Tuesday, June 12, 2012

“Transferability and Genres” by Amy Devitt

Devitt, Amy.  “Transferability and Genres.”  Locations of Composition.  Ed. Christopher J. Keller and Christian R. Weisser.  Albany:  State U of New York P, 2007.  215-27.  Print.

A tradition of grumbling and lamenting exists in America where education and writing are concerned.  It goes a little something like this.  Employers complain that college graduates can’t write because their professors stunk.  College professors complain their students can’t write because the students' high school teachers stunk.  And so on and so forth until presumably even the kindergarten teacher moans about the quality of a child’s parenting. 

What’s going on here?

Composition scholar Amy Devitt provides a possible answer in her essay.  She argues that general writing skills don’t exist (cognitive psychologist Daniel Willingham, whose work I’ve written about recently, would disagree at least slightly), and that writing “is a highly situated act” embedded in specific genres, which are patterns of text developed in response to recurrent social situations (215-16).  When student writers fail, it’s often because they are misapplying a previously-learned genre to a new situation.  She uses the example of new associates in a law firm who write analytic memos by relying too heavily on their law school genres, with predictably substandard results.  However, those associates who wrote the worst memos typically wrote the worst in law school as well, and Devitt attributes their greater failure to not learning the previous genres as well as they should have.  She writes, “The genres that writers know constitute their genre repertoires, and writers draw from their repertoires to write in a new situation” (223).

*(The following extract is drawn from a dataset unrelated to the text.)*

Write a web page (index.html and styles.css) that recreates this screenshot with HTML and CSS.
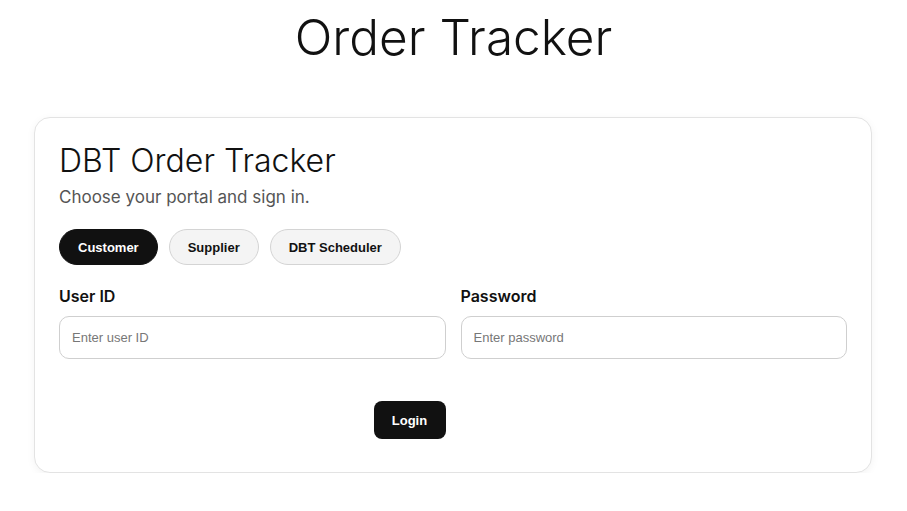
FILE: index.html
```html
<!DOCTYPE html>
<html lang="en">
<head>
<meta charset="utf-8">
<title>Order Tracker</title>
<link rel="stylesheet" href="styles.css">
</head>
<body>
<h1 class="page-title">Order Tracker</h1>
<main class="card">
  <h2 class="card-title">DBT Order Tracker</h2>
  <p class="card-sub">Choose your portal and sign in.</p>
  <div class="tabs">
    <button class="tab active">Customer</button>
    <button class="tab">Supplier</button>
    <button class="tab">DBT Scheduler</button>
  </div>
  <form class="form">
    <label class="field">
      <span class="label">User ID</span>
      <input class="input" type="text" placeholder="Enter user ID">
    </label>
    <label class="field">
      <span class="label">Password</span>
      <input class="input" type="password" placeholder="Enter password">
    </label>
    <button class="login" type="button">Login</button>
  </form>
</main>
</body>
</html>
```

FILE: styles.css
```css
* { box-sizing: border-box; }
body {
  margin: 8px;
  background: #fff;
  font-family: Inter, "Noto Sans", sans-serif;
  color: #111;
}
.page-title {
  margin: 0;
  text-align: center;
  font-size: 49.5px;
  font-weight: 300;
  line-height: 58px;
  color: #111;
}
.card {
  margin: 51px 27px 0 26px;
  border: 1px solid #e3e3e3;
  border-radius: 16px;
  box-shadow: 0 2px 8px rgba(0,0,0,0.05);
  padding: 23px 24px 33px 24px;
  background: #fff;
}
.card-title {
  margin: 0;
  font-size: 32px;
  font-weight: 300;
  line-height: 39px;
  color: #111;
}
.card-sub {
  margin: 7px 0 0 0;
  font-size: 17px;
  line-height: 21px;
  color: #555;
}
.tabs {
  display: flex;
  gap: 11px;
  margin-top: 21px;
}
.tab {
  height: 36px;
  padding: 0 18px;
  border-radius: 18px;
  border: 1px solid #d4d4d4;
  background: #f4f4f4;
  font-family: "Liberation Sans", Arial, sans-serif;
  font-weight: 700;
  font-size: 13px;
  color: #111;
}
.tab.active {
  background: #111;
  border-color: #111;
  color: #fff;
}
.form {
  display: grid;
  grid-template-columns: 1fr 1fr;
  column-gap: 15px;
  margin-top: 22px;
}
.field {
  display: flex;
  flex-direction: column;
}
.label {
  font-size: 16px;
  font-weight: 600;
  line-height: 19px;
  color: #111;
  margin-bottom: 10px;
}
.input {
  height: 43px;
  border: 1px solid #cfcfcf;
  border-radius: 10px;
  padding: 0 12px;
  font-family: "Liberation Sans", Arial, sans-serif;
  font-size: 13px;
  color: #111;
  background: #fff;
}
.input::placeholder { color: #777; }
.login {
  grid-column: 1;
  justify-self: end;
  margin-top: 42px;
  height: 38px;
  width: 72px;
  border: none;
  border-radius: 8px;
  background: #111;
  color: #fff;
  font-family: "Liberation Sans", Arial, sans-serif;
  font-weight: 700;
  font-size: 13px;
}
```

What does this mean for us as college instructors?

Devitt recommends that we focus on teaching a few genres well in our classes, with an eye on how they can be used in the future (that’s the transferability part of the essay), as well as teach students about genres as a concept, so they’ll be better prepared to analyze and utilize a new one when they need to do so.  Students will still struggle to learn a new genre, but it’ll likely be more akin to huffing up a San Francisco hill than trying to climb Mt. Everest.

We'll probably never stop employers complaining about us though.  Or stop complaining about high school teachers.  Nevertheless, now we can do more than throw up our hands in frustration.

The essay collection is available through OhioLINK.

Wednesday, June 6, 2012

Why Don’t Students Like School?: A Cognitive Scientist Answers Questions about How the Mind Works and What It Means for the Classroom by Daniel T. Willingham

Willingham, Daniel T. Why Don’t Students Like School?: A Cognitive Scientist Answers Questions about How the Mind Works and What It Means for the Classroom. San Francisco: Jossey-Bass-Wiley, 2009. Print.

Although aimed at K-12 instructors, Willingham’s book can also be useful for college instructors. In the book, he discusses in detail nine principles supported by years of research, and examines how they might be utilized in the classroom. The principles are: “People are naturally curious, but they are not naturally good thinkers; unless the cognitive conditions are right, we will avoid thinking” (3), “Factual knowledge must precede skill” (19), “Memory is the residue of thought” (41), “We understand new things in the context of things we already know, and most of what we know is concrete” (67), “It is virtually impossible to become proficient at a mental task without extended practice” (81), “Cognition early in training is fundamentally different from cognition later in training” (97), “Children are more alike than different in terms of how they think and learn” (113), “Children do differ in intelligence, but intelligence can be changed through sustained hard work” (131), and “Teaching, like any complex cognitive skill, must be practiced to be improved” (147). A chapter is then devoted to each principle.

Willingham is an engaging writer, and the book offers good advice on how to improve student learning. Some advice will strike instructors as just plain common sense, but much of the book challenges current pedagogical thinking. For example, Willingham suggests that modifying teaching styles to match the learning styles of students (or “multiple intelligences” as they are sometimes called) has little effect and is probably a waste of energy (120).

The book is available in the Ursuline library.